7) Homogenise customer interaction across real and virtual stores, both pre and post-sale.
The store front is as much your store on the street as is your website’s homepage and your mobile app. Building a brand goes as far as using the same fragrance across your store chain for a unified sensory experience. This holds true for your shopping online as well. The look and feel needs to be a mirror of the brand. As businesses grow, consistency of the message delivery is key to avoid losing the very essence of what a brand is all about. The customer experience has to be uniform whether shopping in-store or online, whether you control the distribution or rely on third party wholesalers and distributors.

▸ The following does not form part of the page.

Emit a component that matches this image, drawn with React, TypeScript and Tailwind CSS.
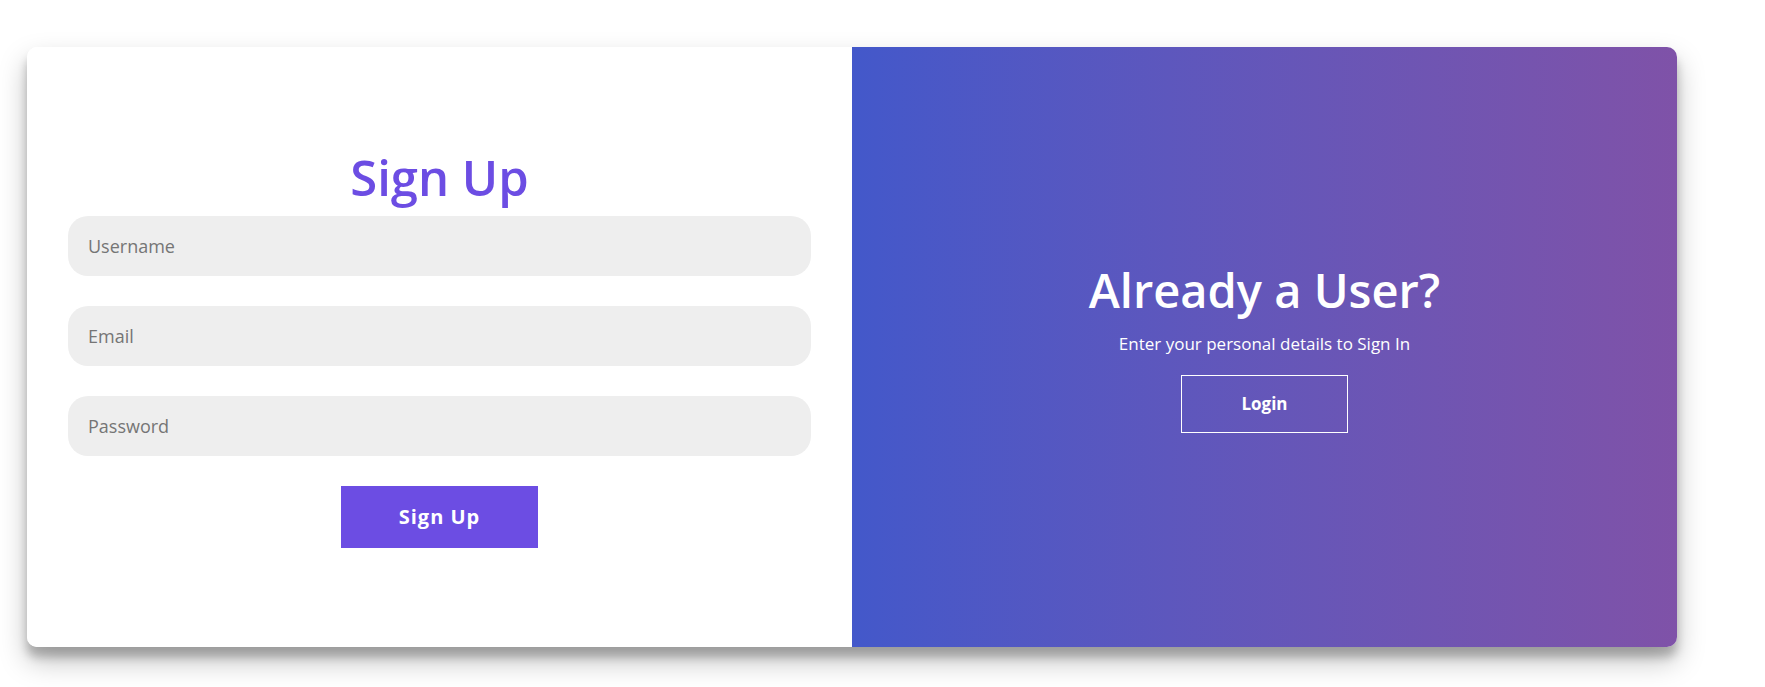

The customer does not care whether your organisation is vertically integrated or not, he expects a certain level of service.
The age of the segmented approach to retail strategy is clearly over. Companies have to adjust their organisation and culture in order to anticipate the customers’ behavioural disruptions brought about by new technologies. The enterprise B2B market is going through its transformative phase as we speak and merchants are at risk of falling behind the curve if they fail to update their approach to their buyers’ expectations. In the omni-channel world, the customer is the focal point, and so the supply chain must adapt. What is certain is that we are at the beginning of a paradigm shift no less significant than the consumer revolution that took place with the Internet and e-commerce.